С земли прокормить себя и семью крестьянин не мог. Не спасали и временные заработки. Оставалось одно: податься в город самому или отправить в город, на завод, на фабрику подросших детей.
«Приехав в Москву пятнадцатилетним мальчиком, — рассказывал Владимир Новиков, — я поступил на текстильную фабрику Э. Циндель, где в то время работал мой старший брат. Это было в 1900 году.
Не стану описывать обстановку и условия, в которых пришлось работать на этой фабрике. Скажу только, что до настоящего времени, хотя с тех пор прошло больше двадцати лет, когда мне случается переживать тяжелые моменты вследствие физического недомогания или подавленного состояния духа, я всегда вижу себя во сне работающим на этой фабрике».
Рабочий день продолжался двенадцать, тринадцать, а то и четырнадцать, и пятнадцать часов. Но и при таком рабочем дне, когда нужно хозяевам, рабочих заставляли работать сверхурочно.

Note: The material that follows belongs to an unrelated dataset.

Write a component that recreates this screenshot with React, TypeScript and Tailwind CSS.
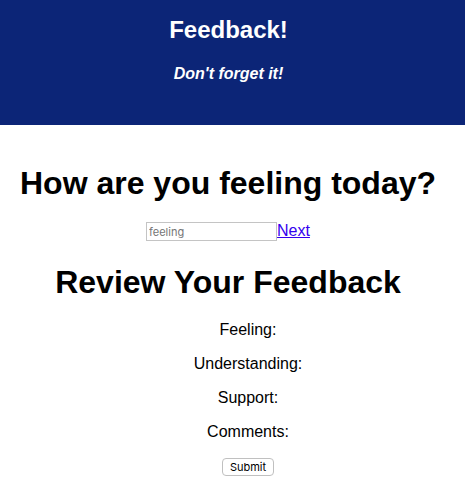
import React from "react";

const fields = ["Feeling:", "Understanding:", "Support:", "Comments:"];

export default function App() {
  return (
    <div className="min-h-screen bg-white text-center font-['Liberation_Sans',Arial,sans-serif] text-base text-black">
      <header className="h-[125px] bg-[#0c2577] pt-4 pr-2 text-white">
        <h1 className="text-2xl leading-7 font-bold">Feedback!</h1>
        <h4 className="mt-5 leading-5 font-bold italic">Don't forget it!</h4>
      </header>
      <main className="pr-[9px]">
        <section className="pt-10">
          <h1 className="text-[32px] leading-9 font-bold">
            <label htmlFor="feeling">How are you feeling today?</label>
          </h1>
          <form className="mt-5 flex items-end justify-center">
            <input
              id="feeling"
              type="text"
              placeholder="feeling"
              className="h-[19px] w-[131px] border border-[#c4c4c4] bg-white px-0.5 font-['Inter',sans-serif] text-[11px] placeholder:text-[#757575]"
            />
            <a href="#understanding" className="leading-5 text-[#3300ee] underline">
              Next
            </a>
          </form>
        </section>
        <section className="pt-[23px]">
          <h1 className="text-[32px] leading-9 font-bold">Review Your Feedback</h1>
          <ul className="mt-5 flex flex-col gap-3.5 pl-10">
            {fields.map((field) => (
              <li key={field} className="leading-5">
                {field}
              </li>
            ))}
            <li className="flex justify-center pt-0.5">
              <button
                type="submit"
                className="h-[18px] w-[52px] rounded border border-[#c0c0c0] bg-white font-['Inter',sans-serif] text-[11px] leading-4"
              >
                Submit
              </button>
            </li>
          </ul>
        </section>
      </main>
    </div>
  );
}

На заводе Семянникова в Петербурге в девяностых годах существовал такой порядок: в понедельник было обязательно работать сверхурочно два часа; во вторник — четыре часа; в среду — на выбор; либо всю ночь напролет, либо четыре часа сверхурочно; в четверг тот, кто работал ночь напролет со среды, уходил домой, а кто — нет, тот работал четыре часа; в пятницу — всю ночь напролет обязательно; в субботу — до шабаша. Если в субботу не было получки, то в воскресенье работать обязательно.
Когда рабочий завода, участник подпольного «Союза борьбы за освобождение рабочего класса», будущий большевик, Генрих Фишер стал говорить мастеру, что этак долго не протянешь, тот ответил:
— Не нравится — не работай. Народу у нас много.
Народу у ворот было действительно много.
В шуточной сценке, которую часто разыгрывали между собой рабочие, изображалось, как по осени подрядчик увольняет ненужных ему рабочих.
«… Глянь-ка, робя, ведмедь по крыше ползет», — говорил подрядчик, устремляясь к окну.